If one did want to stoop to an intellectual response to such a non-intellectual grab bag of ill-conceived notions about the Catholic church, what it teaches, what it has done over the course of history, here are some of the obvious points I think one might make in response to the prevailing logic of the new generation of apologists for Catholic truth, with their crude, defiant insistence that their truth has won and is validated as the truth simply because it has stamped out dissenting opinions (along with one brother and sister Catholic after another, ho happens to hold those opinions):

Those 2,000 year-old "truths" being defended by the John Paul II generation of apologists are not by any means what the church has held and taught forever. The primary way in which those "truths" reach the current generation of younger Catholic is through the catechism.

Jesus would not recognize the catechism. He would be mystified by what he would read in the catechism--by its enumeration of "truths" he supposedly delivered to the church as the deposit of faith to be safeguarded by the successors of the apostles generation after generation in the church. The catechism would make no sense to him, as a devout Jew. The notion of truth on which it depends--the notion that divine truth can be bundled up into little syllogistic package-statements and delivered as a "deposit" to be parroted and ardently defended by generation upon generation of faithful Catholics: that notion is worlds removed from the Jewish notion of religious truth with which Jesus's thinking was imbued.

The idea that someone walking into any Catholic church in the world today, and participating in its liturgical worship, is somehow doing and acting as followers of Jesus did and acted in the New Testament period is laughable. The notion that any liturgical forms or ecclesial gewgaws venerated by Catholics today faithfully replicate the practice of New Testament Christians, who met in house churches for eucharistic celebrations that occurred in the context of meals, is so historically naive as to be absurd.

The belief that what the church says in its current catechism is what it has always taught, for 2,000 years, and that church teaching has not changed (over and over and over again) is equally absurd for anyone with even the most rudimentary knowledge of history. What the church has taught and how those teachings have been formulated over the course of 2,000 years of complex history have changed repeatedly. Change is, in fact, one of the most elementary truths of the church from its foundational period, from the time in which Paul corrected Peter when Peter argued that the community could not change, could not discard the Jewish mold in which the church was born, in its interaction with Gentile culture.

The church is commanded to change and has been commanded to change from its very inception, since it is commanded to go into all cultures and proclaim the gospel to every culture in the world. That mission makes no sense if the church cannot constantly reframe how it sees and does things, in ever-shifting cultural contexts.

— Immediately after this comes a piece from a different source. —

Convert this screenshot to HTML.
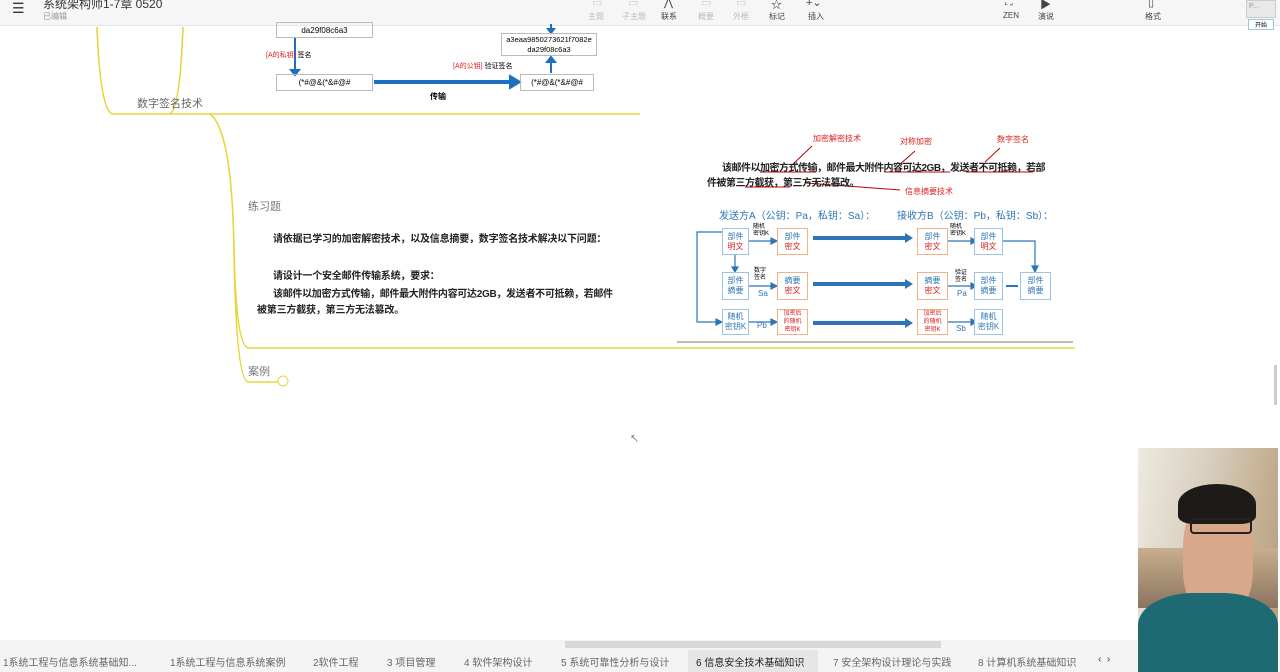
<!DOCTYPE html>
<html><head><meta charset="utf-8"><style>
*{margin:0;padding:0;box-sizing:border-box}
body{width:1280px;height:672px;overflow:hidden;background:#fff;font-family:"Liberation Sans","Noto Sans CJK SC",sans-serif;position:relative}
.a{position:absolute;white-space:nowrap}
.bx{position:absolute;border:1px solid #9dc3e6;background:#fff;font-size:8px;line-height:10px;text-align:center;color:#2e75b6;display:flex;flex-direction:column;justify-content:center}
.bx.o{border-color:#f4b183}
.r{color:#e02020}
.t{font-size:10px;color:#222;font-weight:bold}
.tab{position:absolute;top:654px;font-size:10px;color:#666}
.ic{position:absolute;top:-4px;font-size:11px;color:#444}
</style></head><body>
<div class="a" style="left:0;top:0;width:1280px;height:26px;background:#f6f6f6;border-bottom:1px solid #e6e6e6"></div>
<div class="a" style="left:12px;top:0;font-size:14px;color:#333">☰</div>
<div class="a" style="left:43px;top:-5px;font-size:12px;color:#333">系统架构师1-7章 0520</div>
<div class="a" style="left:43px;top:11px;font-size:8px;color:#999">已编辑</div>
<div class="ic" style="left:592px;color:#ccc">▭</div>
<div class="ic" style="left:628px;color:#ccc">▭</div>
<div class="ic" style="left:664px">⋀</div>
<div class="ic" style="left:701px;color:#ccc">▭</div>
<div class="ic" style="left:736px;color:#ccc">▭</div>
<div class="ic" style="left:771px">☆</div>
<div class="ic" style="left:806px">+⌄</div>
<div class="ic" style="left:1005px">⛶</div>
<div class="ic" style="left:1040px">▶</div>
<div class="ic" style="left:1148px">▯</div>
<div class="a" style="left:588px;top:11px;font-size:8px;color:#bbb">主题</div>
<div class="a" style="left:622px;top:11px;font-size:8px;color:#bbb">子主题</div>
<div class="a" style="left:661px;top:11px;font-size:8px;color:#444">联系</div>
<div class="a" style="left:698px;top:11px;font-size:8px;color:#bbb">概要</div>
<div class="a" style="left:733px;top:11px;font-size:8px;color:#bbb">外框</div>
<div class="a" style="left:769px;top:11px;font-size:8px;color:#444">标记</div>
<div class="a" style="left:808px;top:11px;font-size:8px;color:#444">插入</div>
<div class="a" style="left:1003px;top:11px;font-size:8px;color:#444">ZEN</div>
<div class="a" style="left:1038px;top:11px;font-size:8px;color:#444">演说</div>
<div class="a" style="left:1145px;top:11px;font-size:8px;color:#444">格式</div>
<div class="a" style="left:1246px;top:0;width:30px;height:18px;background:#e8e8e8;border:1px solid #ccc;font-size:7px;color:#999;padding:2px">P...</div>
<div class="a" style="left:1248px;top:19px;width:26px;height:11px;background:#fff;border:1px solid #9cc;font-size:6px;text-align:center">开始</div>

<svg class="a" style="left:0;top:0" width="1280" height="672">
<g fill="none" stroke="#e8d53a" stroke-width="1.6">
<path d="M97 27 Q100 108 112 114 L640 114"/>
<path d="M183 27 Q180 108 170 114"/>
<path d="M210 114 Q232 130 234 250 Q236 345 248 348 L1075 348"/>
<path d="M234 250 Q236 380 248 382 L278 382"/>
</g>
<circle cx="283" cy="381" r="5" fill="#fff" stroke="#e8d53a"/>
<g stroke="#1f6fc0" stroke-width="2" fill="#1f6fc0">
<line x1="295" y1="38" x2="295" y2="70"/><path d="M291 70 L299 70 L295 75Z"/>
<line x1="551" y1="73" x2="551" y2="62"/><path d="M547 62 L555 62 L551 57Z"/>
<line x1="551" y1="24" x2="551" y2="30"/><path d="M548 29 L554 29 L551 33Z"/>
<line x1="374" y1="82" x2="512" y2="82" stroke-width="4"/><path d="M510 76 L520 82 L510 88Z"/>
</g>
<g stroke="#2e75b6" fill="#2e75b6" stroke-width="1.2">
<path d="M722 232 L697 232 L697 322 L716 322" fill="none"/><path d="M716 319 L722 322 L716 325Z"/>
<line x1="735" y1="255" x2="735" y2="268"/><path d="M732 267 L738 267 L735 272Z"/>
<line x1="748" y1="241" x2="772" y2="241"/><path d="M771 238 L777 241 L771 244Z"/>
<line x1="748" y1="286" x2="772" y2="286"/><path d="M771 283 L777 286 L771 289Z"/>
<line x1="748" y1="322" x2="772" y2="322"/><path d="M771 319 L777 322 L771 325Z"/>
<line x1="948" y1="241" x2="972" y2="241"/><path d="M971 238 L977 241 L971 244Z"/>
<line x1="948" y1="286" x2="972" y2="286"/><path d="M971 283 L977 286 L971 289Z"/>
<line x1="948" y1="322" x2="972" y2="322"/><path d="M971 319 L977 322 L971 325Z"/>
<path d="M1003 241 L1035 241 L1035 267" fill="none"/><path d="M1032 266 L1038 266 L1035 272Z"/>
<path d="M1006 286 L1018 286" stroke-width="2"/>
</g>
<g stroke="#2e75b6" stroke-width="4" fill="#2e75b6">
<line x1="813" y1="238" x2="906" y2="238"/><path d="M905 233 L913 238 L905 243Z" stroke="none"/>
<line x1="813" y1="284" x2="906" y2="284"/><path d="M905 279 L913 284 L905 289Z" stroke="none"/>
<line x1="813" y1="323" x2="906" y2="323"/><path d="M905 318 L913 323 L905 328Z" stroke="none"/>
</g>
<g stroke="#c00000" stroke-width="1" fill="#c00000">
<path d="M790 167 L812 146"/><path d="M898 166 L915 151"/><path d="M985 162 L1000 148"/><path d="M806 183 L900 190"/>
<line x1="760" y1="172" x2="816" y2="172"/><line x1="884" y1="172" x2="950" y2="172"/><line x1="966" y1="172" x2="1033" y2="172"/><line x1="745" y1="187" x2="790" y2="187"/>
</g>
<line x1="677" y1="342" x2="1073" y2="342" stroke="#777" stroke-width="1"/>
</svg>

<div class="a" style="left:276px;top:22px;width:97px;height:16px;border:1px solid #bbb;font-size:8px;text-align:center;line-height:15px">da29f08c6a3</div>
<div class="a" style="left:266px;top:50px;font-size:7px"><span class="r">[A的私钥]</span> 签名</div>
<div class="a" style="left:276px;top:74px;width:97px;height:17px;border:1px solid #bbb;font-size:8px;text-align:center;line-height:16px">(*#@&(*&#@#</div>
<div class="a" style="left:520px;top:74px;width:74px;height:17px;border:1px solid #bbb;font-size:8px;text-align:center;line-height:16px">(*#@&(*&#@#</div>
<div class="a" style="left:430px;top:91px;font-size:8px;font-weight:bold">传输</div>
<div class="a" style="left:501px;top:33px;width:96px;height:23px;border:1px solid #bbb;font-size:7.5px;text-align:center;line-height:10px;padding-top:1px">a3eaa9850273621f7082e<br>da29f08c6a3</div>
<div class="a" style="left:453px;top:61px;font-size:7px"><span class="r">[A的公钥]</span> 验证签名</div>
<div class="a" style="left:137px;top:95px;font-size:11px;color:#666">数字签名技术</div>
<div class="a" style="left:248px;top:198px;font-size:11px;color:#777">练习题</div>
<div class="a" style="left:248px;top:363px;font-size:11px;color:#777">案例</div>
<div class="a t" style="left:273px;top:230px;letter-spacing:-0.2px">请依据已学习的加密解密技术，以及信息摘要，数字签名技术解决以下问题：</div>
<div class="a t" style="left:273px;top:267px;letter-spacing:-0.2px">请设计一个安全邮件传输系统，要求：</div>
<div class="a t" style="left:273px;top:285px;letter-spacing:-0.3px">该邮件以加密方式传输，邮件最大附件内容可达2GB，发送者不可抵赖，若邮件</div>
<div class="a t" style="left:257px;top:301px;letter-spacing:-0.2px">被第三方截获，第三方无法篡改。</div>

<div class="a r" style="left:813px;top:133px;font-size:8px">加密解密技术</div>
<div class="a r" style="left:900px;top:136px;font-size:8px">对称加密</div>
<div class="a r" style="left:997px;top:134px;font-size:8px">数字签名</div>
<div class="a r" style="left:905px;top:186px;font-size:8px">信息摘要技术</div>
<div class="a t" style="left:722px;top:159px;letter-spacing:-0.5px">该邮件以加密方式传输，邮件最大附件内容可达2GB，发送者不可抵赖，若部</div>
<div class="a t" style="left:707px;top:174px;letter-spacing:-0.5px">件被第三方截获，第三方无法篡改。</div>
<div class="a" style="left:719px;top:207px;font-size:10px;color:#2e75b6">发送方A（公钥：Pa，私钥：Sa）：</div>
<div class="a" style="left:897px;top:207px;font-size:10px;color:#2e75b6">接收方B（公钥：Pb，私钥：Sb）：</div>

<div class="bx" style="left:722px;top:228px;width:27px;height:27px">部件<br><span class="r">明文</span></div>
<div class="bx o" style="left:777px;top:228px;width:31px;height:27px">部件<br><span class="r">密文</span></div>
<div class="bx o" style="left:917px;top:228px;width:31px;height:27px">部件<br><span class="r">密文</span></div>
<div class="bx" style="left:974px;top:228px;width:29px;height:27px">部件<br><span class="r">明文</span></div>
<div class="bx" style="left:722px;top:272px;width:27px;height:28px">部件<br>摘要</div>
<div class="bx o" style="left:777px;top:272px;width:31px;height:28px">摘要<br><span class="r">密文</span></div>
<div class="bx o" style="left:917px;top:272px;width:31px;height:28px">摘要<br><span class="r">密文</span></div>
<div class="bx" style="left:974px;top:272px;width:29px;height:28px">部件<br>摘要</div>
<div class="bx" style="left:1020px;top:272px;width:31px;height:28px">部件<br>摘要</div>
<div class="bx" style="left:722px;top:309px;width:27px;height:26px">随机<br>密钥K</div>
<div class="bx o" style="left:777px;top:309px;width:31px;height:26px;font-size:6px;line-height:8px"><span class="r">加密后<br>的随机<br>密钥K</span></div>
<div class="bx o" style="left:917px;top:309px;width:31px;height:26px;font-size:6px;line-height:8px"><span class="r">加密后<br>的随机<br>密钥K</span></div>
<div class="bx" style="left:974px;top:309px;width:29px;height:26px">随机<br>密钥K</div>
<div class="a" style="left:753px;top:224px;font-size:6px;line-height:7px">随机<br>密钥K</div>
<div class="a" style="left:950px;top:224px;font-size:6px;line-height:7px">随机<br>密钥K</div>
<div class="a" style="left:754px;top:268px;font-size:6px;line-height:7px">数字<br>签名</div>
<div class="a" style="left:955px;top:270px;font-size:6px;line-height:7px">验证<br>签名</div>
<div class="a" style="left:758px;top:289px;font-size:8px;color:#2e75b6">Sa</div>
<div class="a" style="left:957px;top:289px;font-size:8px;color:#2e75b6">Pa</div>
<div class="a" style="left:757px;top:321px;font-size:8px;color:#2e75b6">Pb</div>
<div class="a" style="left:956px;top:324px;font-size:8px;color:#2e75b6">Sb</div>

<div class="a" style="left:630px;top:432px;font-size:9px;color:#555">↖</div>
<div class="a" style="left:1274px;top:365px;width:3px;height:40px;background:#ccc"></div>
<div class="a" style="left:0;top:640px;width:1280px;height:32px;background:#f4f4f4"></div>
<div class="a" style="left:565px;top:641px;width:376px;height:7px;background:#d8d8d8"></div>
<div class="a" style="left:688px;top:650px;width:130px;height:22px;background:#e6e6e6"></div>
<div class="tab" style="left:3px">1系统工程与信息系统基础知...</div>
<div class="tab" style="left:170px">1系统工程与信息系统案例</div>
<div class="tab" style="left:313px">2软件工程</div>
<div class="tab" style="left:387px">3 项目管理</div>
<div class="tab" style="left:464px">4 软件架构设计</div>
<div class="tab" style="left:561px">5 系统可靠性分析与设计</div>
<div class="tab" style="left:696px;color:#222">6 信息安全技术基础知识</div>
<div class="tab" style="left:833px">7 安全架构设计理论与实践</div>
<div class="tab" style="left:978px">8 计算机系统基础知识</div>
<div class="tab" style="left:1098px;color:#333">‹ &nbsp;›</div>
<div class="a" style="left:1138px;top:448px;width:140px;height:224px;background:linear-gradient(100deg,#eeeae0 0%,#d8cfbf 40%,#c8b398 70%,#b39a7b 100%);overflow:hidden">
 <div class="a" style="left:0;top:100px;width:140px;height:60px;background:linear-gradient(#c9ae8e,#8a7460)"></div>
 <div class="a" style="left:45px;top:50px;width:70px;height:120px;border-radius:40%;background:#d9a88a"></div>
 <div class="a" style="left:40px;top:36px;width:78px;height:40px;border-radius:50% 50% 20% 20%;background:#1e1a18"></div>
 <div class="a" style="left:52px;top:70px;width:62px;height:16px;border:2px solid #222;border-radius:4px"></div>
 <div class="a" style="left:0;top:145px;width:140px;height:80px;border-radius:40% 40% 0 0;background:#1d6a73"></div>
</div>
</body></html>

The belief that "the bishops may be bastards, but they're our bastards"; that the church is incapable of cruelty and had no role in the Inquisition or in promoting holy wars, etc.; that priests, bishops, and religious cannot be and have not been capable of extreme cruelty at many points in history; that the church clings to solid, unchanging truth while the state is constantly knocking about to find truth and is the real source of error and cruelty in the world: all these childish beliefs make sense only if Catholics choose to ignore reams and reams of easily accessed historical information available to any half-educated person with a desire to learn today.

Younger Catholics, Catholics miseducated in the John Paul II era of Catholic truth, pay a higher and higher intellectual and moral price for their refusal to engage the obvious and intellectually compelling critical arguments of many of their co-religionists and the culture at large today. That price is the price of negotiating the cognitive dissonance created by, say, the expulsion of Fr. Bourgeois from a religious community for supporting women's ordination, while Cardinal Law, who protected one serial pedophile after another, lives in "spendorous surroundings" in Rome, in the following way: Catholic truth is the truth, and the bishops are our bishops. And so any other truth that competes with the official narrative of the church must ipso facto not be truth at all, or must be tarnished truth. Tarnished like what passes for truth in non-Catholic religious traditions that have departed from the successors of the apostles and have lost access to the deposit of faith in which real and complete truth is locked up.

And so we John Paul II apologists have to cut and paste, clip and patch, in order to ignore the many plain truths coming our way every day from the media, the internet, the world around us, the classroom--anywhere--as we cling to the truth taught to us only by the church. The same truth it has taught to us for 2,000 years. Which is mediated to us only by the bishops as successors of the apostles. Who have the keys that lock and unlock the deposit of faith in which these salvific, unchanging truths are stored.

And we will defend that truth at all costs, and those who dispense it to us, no matter how cruel our defense begins to appear to people of good will, including some brother and sister Catholics, because that truth has prevailed. We've won. We won when John Paul II was beatified.

And only winners have the truth. That's what truth is, by definition. It's what wins in history. Losers, by definition, have departed from the truth. And in grinding the faces of the losers in the ground, we Catholic apologists modeling our practice of the faith on Bl. John Paul II's practice are actually doing a holy thing, since we're defending and vindicating the truth on which the salvation of all humanity depends.

This is, in a nutshell, the kind of crude logic I hear the John Paul II generation of Catholic apologists using, as they interact on various blogs these days (including this blog), and in other venues of discussion where the topic of Catholic truth is on the table. It's embarrassing. It's naive. It demands a tremendously dehumanizing intellectual and moral price from those who push these arguments. It is morally repulsive in its bellicose triumphalistic claim that truth is what wins in history and what loses is ipso facto untruth.

But it also happens to be the position that has "won" in the church, and it's an absolutely perfect fit for the logic of patriarchal hierarchy on which the governance system of the church depends. And it will therefore not only not disappear now that John Paul II has been beatified, but it will continue to grow within the Catholic church. It will continue to grow because it's being deliberately massaged from the top/center of the church now.

All things considered, I think Joan Chittister might just be right: a wiser and more humane institution might find other ways to deal with minority opinions. Opinions which, though vanquished for the nonce, often turn out to have pointed the way to real humanity, while the dominant opinion of an era turns out to have pointed in quite the opposite direction.